▶ _Given exercise_: Here are some records; quote them exactly, leaving out the pictures.

■ ■ ■ ■ ■ ■ ■

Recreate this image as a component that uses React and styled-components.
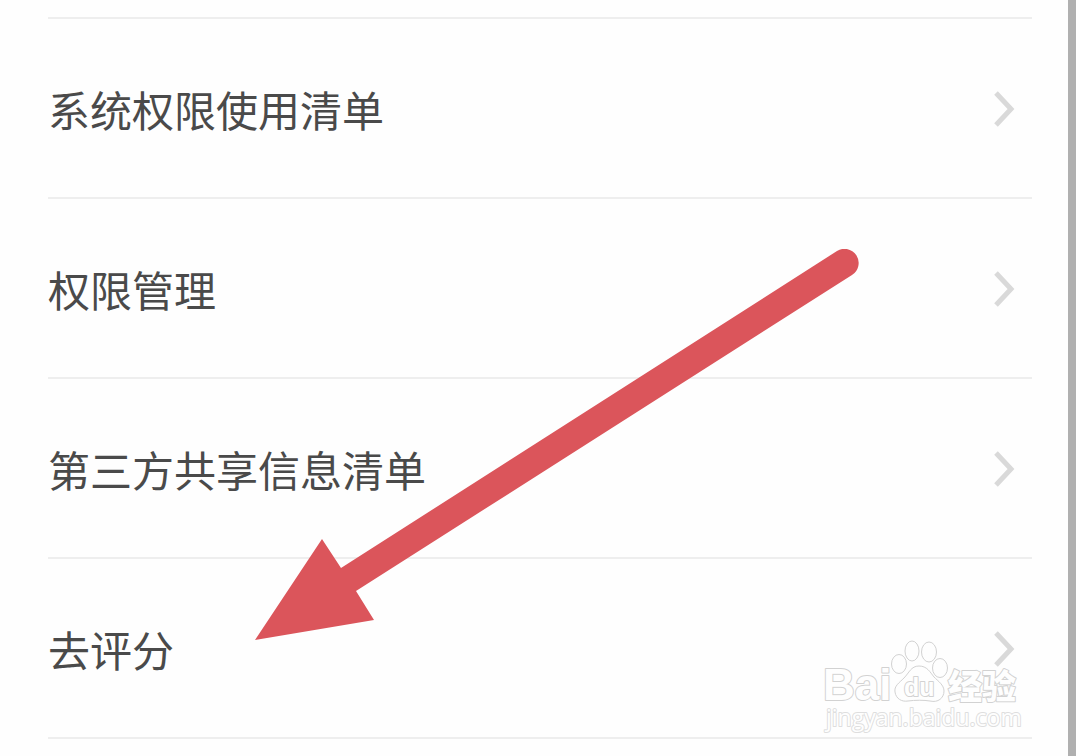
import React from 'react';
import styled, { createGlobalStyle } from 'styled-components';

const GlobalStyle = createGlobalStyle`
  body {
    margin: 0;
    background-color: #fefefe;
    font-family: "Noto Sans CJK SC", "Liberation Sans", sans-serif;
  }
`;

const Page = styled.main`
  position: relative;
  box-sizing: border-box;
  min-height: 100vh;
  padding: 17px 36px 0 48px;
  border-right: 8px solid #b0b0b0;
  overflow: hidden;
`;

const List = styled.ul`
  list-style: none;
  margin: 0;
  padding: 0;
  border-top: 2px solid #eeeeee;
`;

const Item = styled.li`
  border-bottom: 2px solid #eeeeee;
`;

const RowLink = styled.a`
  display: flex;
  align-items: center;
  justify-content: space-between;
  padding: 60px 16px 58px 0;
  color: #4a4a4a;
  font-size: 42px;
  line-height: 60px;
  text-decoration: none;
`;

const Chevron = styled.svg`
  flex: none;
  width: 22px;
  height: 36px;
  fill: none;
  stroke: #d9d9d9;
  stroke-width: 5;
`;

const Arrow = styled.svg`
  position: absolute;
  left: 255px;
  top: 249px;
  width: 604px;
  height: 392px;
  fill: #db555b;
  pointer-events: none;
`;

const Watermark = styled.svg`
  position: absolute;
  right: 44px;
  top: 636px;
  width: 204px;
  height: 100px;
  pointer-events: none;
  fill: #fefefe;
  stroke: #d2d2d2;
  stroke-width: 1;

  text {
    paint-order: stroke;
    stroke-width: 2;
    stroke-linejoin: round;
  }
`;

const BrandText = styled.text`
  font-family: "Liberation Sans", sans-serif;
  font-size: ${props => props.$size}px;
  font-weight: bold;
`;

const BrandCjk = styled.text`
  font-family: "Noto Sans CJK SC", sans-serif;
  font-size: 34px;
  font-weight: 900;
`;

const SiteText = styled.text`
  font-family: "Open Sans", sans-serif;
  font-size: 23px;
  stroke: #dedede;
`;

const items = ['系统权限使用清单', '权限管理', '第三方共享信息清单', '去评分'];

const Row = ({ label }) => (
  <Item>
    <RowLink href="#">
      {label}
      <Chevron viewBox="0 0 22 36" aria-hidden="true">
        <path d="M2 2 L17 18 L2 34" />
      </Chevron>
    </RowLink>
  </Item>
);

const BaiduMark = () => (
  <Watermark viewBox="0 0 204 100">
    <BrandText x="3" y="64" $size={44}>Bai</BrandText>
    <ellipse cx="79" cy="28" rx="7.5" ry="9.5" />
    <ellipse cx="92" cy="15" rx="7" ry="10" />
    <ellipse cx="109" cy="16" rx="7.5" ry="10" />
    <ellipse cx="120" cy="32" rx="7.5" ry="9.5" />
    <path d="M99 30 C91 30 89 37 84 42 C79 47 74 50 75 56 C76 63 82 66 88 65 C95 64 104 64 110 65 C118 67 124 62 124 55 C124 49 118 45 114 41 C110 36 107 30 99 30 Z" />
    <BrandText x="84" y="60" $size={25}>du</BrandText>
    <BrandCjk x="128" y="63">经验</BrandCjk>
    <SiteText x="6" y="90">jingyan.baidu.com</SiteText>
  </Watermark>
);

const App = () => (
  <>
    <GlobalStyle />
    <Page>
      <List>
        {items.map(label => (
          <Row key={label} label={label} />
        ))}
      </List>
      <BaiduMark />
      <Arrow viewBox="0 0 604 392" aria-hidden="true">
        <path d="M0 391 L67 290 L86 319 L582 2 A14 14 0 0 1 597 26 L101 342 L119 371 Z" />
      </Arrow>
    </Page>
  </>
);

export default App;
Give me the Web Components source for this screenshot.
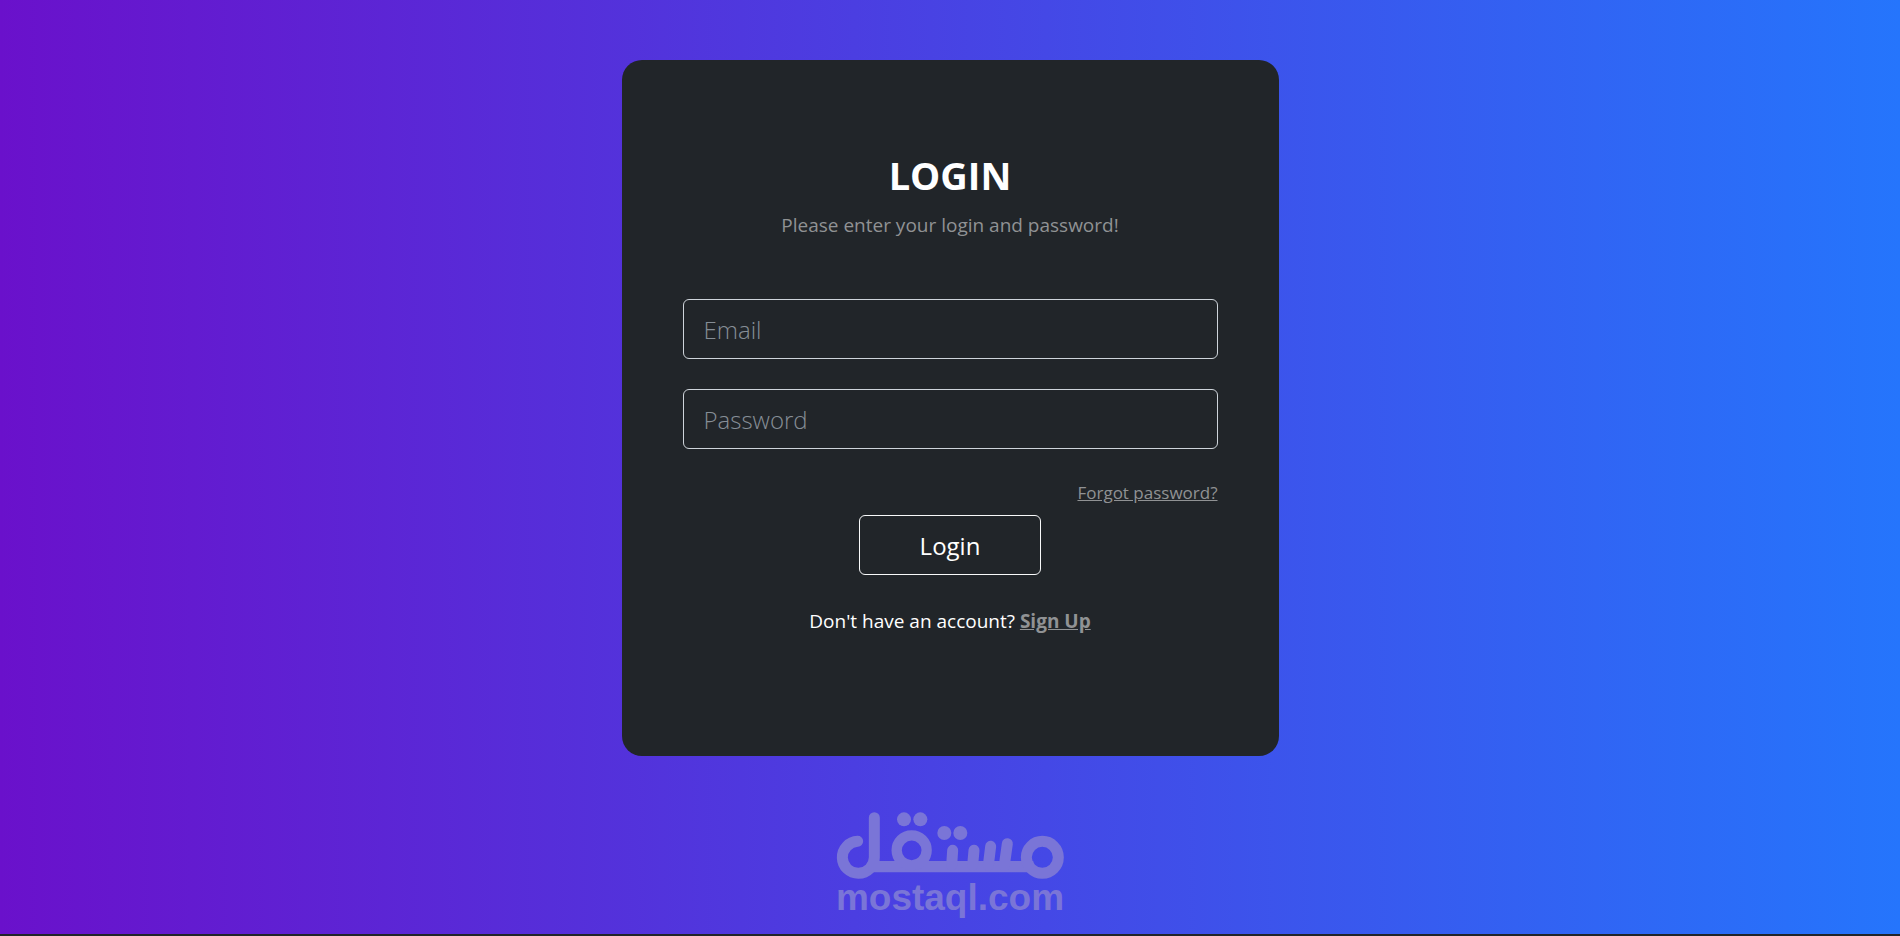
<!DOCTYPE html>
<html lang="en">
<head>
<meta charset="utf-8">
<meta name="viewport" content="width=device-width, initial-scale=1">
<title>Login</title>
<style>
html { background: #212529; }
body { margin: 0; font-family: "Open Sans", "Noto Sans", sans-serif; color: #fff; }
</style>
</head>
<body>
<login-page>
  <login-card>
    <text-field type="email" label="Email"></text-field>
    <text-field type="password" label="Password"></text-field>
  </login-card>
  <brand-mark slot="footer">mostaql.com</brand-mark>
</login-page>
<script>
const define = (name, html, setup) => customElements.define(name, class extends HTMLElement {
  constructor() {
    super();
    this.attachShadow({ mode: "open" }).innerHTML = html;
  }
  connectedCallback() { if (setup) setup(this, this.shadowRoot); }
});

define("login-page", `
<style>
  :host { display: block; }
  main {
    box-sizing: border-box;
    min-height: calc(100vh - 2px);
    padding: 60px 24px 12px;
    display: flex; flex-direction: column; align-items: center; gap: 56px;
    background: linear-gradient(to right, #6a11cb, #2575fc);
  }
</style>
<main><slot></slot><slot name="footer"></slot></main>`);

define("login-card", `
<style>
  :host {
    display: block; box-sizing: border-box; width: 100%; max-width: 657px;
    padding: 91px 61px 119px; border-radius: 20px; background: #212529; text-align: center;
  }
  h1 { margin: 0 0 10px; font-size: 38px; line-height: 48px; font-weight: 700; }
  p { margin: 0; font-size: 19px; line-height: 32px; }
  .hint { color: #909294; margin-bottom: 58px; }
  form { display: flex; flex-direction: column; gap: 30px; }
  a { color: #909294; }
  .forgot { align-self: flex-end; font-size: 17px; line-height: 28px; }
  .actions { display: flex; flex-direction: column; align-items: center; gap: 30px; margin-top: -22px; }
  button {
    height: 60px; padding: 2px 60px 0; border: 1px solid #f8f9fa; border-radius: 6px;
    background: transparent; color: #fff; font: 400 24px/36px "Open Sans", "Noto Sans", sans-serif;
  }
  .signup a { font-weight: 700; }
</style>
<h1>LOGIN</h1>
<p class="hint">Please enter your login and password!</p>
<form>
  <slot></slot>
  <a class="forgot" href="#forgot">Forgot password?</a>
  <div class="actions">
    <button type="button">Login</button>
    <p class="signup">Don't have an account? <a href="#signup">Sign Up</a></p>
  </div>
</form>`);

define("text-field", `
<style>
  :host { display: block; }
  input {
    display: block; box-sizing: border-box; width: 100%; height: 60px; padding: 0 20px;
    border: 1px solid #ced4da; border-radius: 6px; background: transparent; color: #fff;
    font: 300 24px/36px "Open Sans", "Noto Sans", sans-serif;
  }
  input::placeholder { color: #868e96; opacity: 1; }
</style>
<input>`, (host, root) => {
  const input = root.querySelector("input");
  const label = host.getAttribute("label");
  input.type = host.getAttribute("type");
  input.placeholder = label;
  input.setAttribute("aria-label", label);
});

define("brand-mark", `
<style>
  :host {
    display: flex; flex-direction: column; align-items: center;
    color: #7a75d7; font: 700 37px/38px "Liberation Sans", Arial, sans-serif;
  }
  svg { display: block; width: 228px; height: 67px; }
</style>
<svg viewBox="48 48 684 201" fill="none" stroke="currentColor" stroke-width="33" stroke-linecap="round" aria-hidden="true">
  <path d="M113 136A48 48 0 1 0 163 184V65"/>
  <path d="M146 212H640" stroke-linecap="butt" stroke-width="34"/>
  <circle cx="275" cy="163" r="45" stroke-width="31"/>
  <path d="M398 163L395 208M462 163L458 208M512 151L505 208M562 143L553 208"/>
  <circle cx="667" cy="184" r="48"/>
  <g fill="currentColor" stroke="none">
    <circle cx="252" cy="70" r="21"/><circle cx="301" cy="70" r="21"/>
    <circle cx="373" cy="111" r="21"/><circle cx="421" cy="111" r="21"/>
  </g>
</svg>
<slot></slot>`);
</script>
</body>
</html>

■ ■ ■ ■ ■ ■ ■

▶ _Solution to the problem_:
Recreate this image as a component that uses React and styled-components.
import React from 'react';
import styled, { createGlobalStyle } from 'styled-components';

const GlobalStyle = createGlobalStyle`
  body {
    margin: 0;
    background-color: #fefefe;
    font-family: "Noto Sans CJK SC", "Liberation Sans", sans-serif;
  }
`;

const Page = styled.main`
  position: relative;
  box-sizing: border-box;
  min-height: 100vh;
  padding: 17px 36px 0 48px;
  border-right: 8px solid #b0b0b0;
  overflow: hidden;
`;

const List = styled.ul`
  list-style: none;
  margin: 0;
  padding: 0;
  border-top: 2px solid #eeeeee;
`;

const Item = styled.li`
  border-bottom: 2px solid #eeeeee;
`;

const RowLink = styled.a`
  display: flex;
  align-items: center;
  justify-content: space-between;
  padding: 60px 16px 58px 0;
  color: #4a4a4a;
  font-size: 42px;
  line-height: 60px;
  text-decoration: none;
`;

const Chevron = styled.svg`
  flex: none;
  width: 22px;
  height: 36px;
  fill: none;
  stroke: #d9d9d9;
  stroke-width: 5;
`;

const Arrow = styled.svg`
  position: absolute;
  left: 255px;
  top: 249px;
  width: 604px;
  height: 392px;
  fill: #db555b;
  pointer-events: none;
`;

const Watermark = styled.svg`
  position: absolute;
  right: 44px;
  top: 636px;
  width: 204px;
  height: 100px;
  pointer-events: none;
  fill: #fefefe;
  stroke: #d2d2d2;
  stroke-width: 1;

  text {
    paint-order: stroke;
    stroke-width: 2;
    stroke-linejoin: round;
  }
`;

const BrandText = styled.text`
  font-family: "Liberation Sans", sans-serif;
  font-size: ${props => props.$size}px;
  font-weight: bold;
`;

const BrandCjk = styled.text`
  font-family: "Noto Sans CJK SC", sans-serif;
  font-size: 34px;
  font-weight: 900;
`;

const SiteText = styled.text`
  font-family: "Open Sans", sans-serif;
  font-size: 23px;
  stroke: #dedede;
`;

const items = ['系统权限使用清单', '权限管理', '第三方共享信息清单', '去评分'];

const Row = ({ label }) => (
  <Item>
    <RowLink href="#">
      {label}
      <Chevron viewBox="0 0 22 36" aria-hidden="true">
        <path d="M2 2 L17 18 L2 34" />
      </Chevron>
    </RowLink>
  </Item>
);

const BaiduMark = () => (
  <Watermark viewBox="0 0 204 100">
    <BrandText x="3" y="64" $size={44}>Bai</BrandText>
    <ellipse cx="79" cy="28" rx="7.5" ry="9.5" />
    <ellipse cx="92" cy="15" rx="7" ry="10" />
    <ellipse cx="109" cy="16" rx="7.5" ry="10" />
    <ellipse cx="120" cy="32" rx="7.5" ry="9.5" />
    <path d="M99 30 C91 30 89 37 84 42 C79 47 74 50 75 56 C76 63 82 66 88 65 C95 64 104 64 110 65 C118 67 124 62 124 55 C124 49 118 45 114 41 C110 36 107 30 99 30 Z" />
    <BrandText x="84" y="60" $size={25}>du</BrandText>
    <BrandCjk x="128" y="63">经验</BrandCjk>
    <SiteText x="6" y="90">jingyan.baidu.com</SiteText>
  </Watermark>
);

const App = () => (
  <>
    <GlobalStyle />
    <Page>
      <List>
        {items.map(label => (
          <Row key={label} label={label} />
        ))}
      </List>
      <BaiduMark />
      <Arrow viewBox="0 0 604 392" aria-hidden="true">
        <path d="M0 391 L67 290 L86 319 L582 2 A14 14 0 0 1 597 26 L101 342 L119 371 Z" />
      </Arrow>
    </Page>
  </>
);

export default App;
Give me the Web Components source for this screenshot.
<!DOCTYPE html>
<html lang="en">
<head>
<meta charset="utf-8">
<meta name="viewport" content="width=device-width, initial-scale=1">
<title>Login</title>
<style>
html { background: #212529; }
body { margin: 0; font-family: "Open Sans", "Noto Sans", sans-serif; color: #fff; }
</style>
</head>
<body>
<login-page>
  <login-card>
    <text-field type="email" label="Email"></text-field>
    <text-field type="password" label="Password"></text-field>
  </login-card>
  <brand-mark slot="footer">mostaql.com</brand-mark>
</login-page>
<script>
const define = (name, html, setup) => customElements.define(name, class extends HTMLElement {
  constructor() {
    super();
    this.attachShadow({ mode: "open" }).innerHTML = html;
  }
  connectedCallback() { if (setup) setup(this, this.shadowRoot); }
});

define("login-page", `
<style>
  :host { display: block; }
  main {
    box-sizing: border-box;
    min-height: calc(100vh - 2px);
    padding: 60px 24px 12px;
    display: flex; flex-direction: column; align-items: center; gap: 56px;
    background: linear-gradient(to right, #6a11cb, #2575fc);
  }
</style>
<main><slot></slot><slot name="footer"></slot></main>`);

define("login-card", `
<style>
  :host {
    display: block; box-sizing: border-box; width: 100%; max-width: 657px;
    padding: 91px 61px 119px; border-radius: 20px; background: #212529; text-align: center;
  }
  h1 { margin: 0 0 10px; font-size: 38px; line-height: 48px; font-weight: 700; }
  p { margin: 0; font-size: 19px; line-height: 32px; }
  .hint { color: #909294; margin-bottom: 58px; }
  form { display: flex; flex-direction: column; gap: 30px; }
  a { color: #909294; }
  .forgot { align-self: flex-end; font-size: 17px; line-height: 28px; }
  .actions { display: flex; flex-direction: column; align-items: center; gap: 30px; margin-top: -22px; }
  button {
    height: 60px; padding: 2px 60px 0; border: 1px solid #f8f9fa; border-radius: 6px;
    background: transparent; color: #fff; font: 400 24px/36px "Open Sans", "Noto Sans", sans-serif;
  }
  .signup a { font-weight: 700; }
</style>
<h1>LOGIN</h1>
<p class="hint">Please enter your login and password!</p>
<form>
  <slot></slot>
  <a class="forgot" href="#forgot">Forgot password?</a>
  <div class="actions">
    <button type="button">Login</button>
    <p class="signup">Don't have an account? <a href="#signup">Sign Up</a></p>
  </div>
</form>`);

define("text-field", `
<style>
  :host { display: block; }
  input {
    display: block; box-sizing: border-box; width: 100%; height: 60px; padding: 0 20px;
    border: 1px solid #ced4da; border-radius: 6px; background: transparent; color: #fff;
    font: 300 24px/36px "Open Sans", "Noto Sans", sans-serif;
  }
  input::placeholder { color: #868e96; opacity: 1; }
</style>
<input>`, (host, root) => {
  const input = root.querySelector("input");
  const label = host.getAttribute("label");
  input.type = host.getAttribute("type");
  input.placeholder = label;
  input.setAttribute("aria-label", label);
});

define("brand-mark", `
<style>
  :host {
    display: flex; flex-direction: column; align-items: center;
    color: #7a75d7; font: 700 37px/38px "Liberation Sans", Arial, sans-serif;
  }
  svg { display: block; width: 228px; height: 67px; }
</style>
<svg viewBox="48 48 684 201" fill="none" stroke="currentColor" stroke-width="33" stroke-linecap="round" aria-hidden="true">
  <path d="M113 136A48 48 0 1 0 163 184V65"/>
  <path d="M146 212H640" stroke-linecap="butt" stroke-width="34"/>
  <circle cx="275" cy="163" r="45" stroke-width="31"/>
  <path d="M398 163L395 208M462 163L458 208M512 151L505 208M562 143L553 208"/>
  <circle cx="667" cy="184" r="48"/>
  <g fill="currentColor" stroke="none">
    <circle cx="252" cy="70" r="21"/><circle cx="301" cy="70" r="21"/>
    <circle cx="373" cy="111" r="21"/><circle cx="421" cy="111" r="21"/>
  </g>
</svg>
<slot></slot>`);
</script>
</body>
</html>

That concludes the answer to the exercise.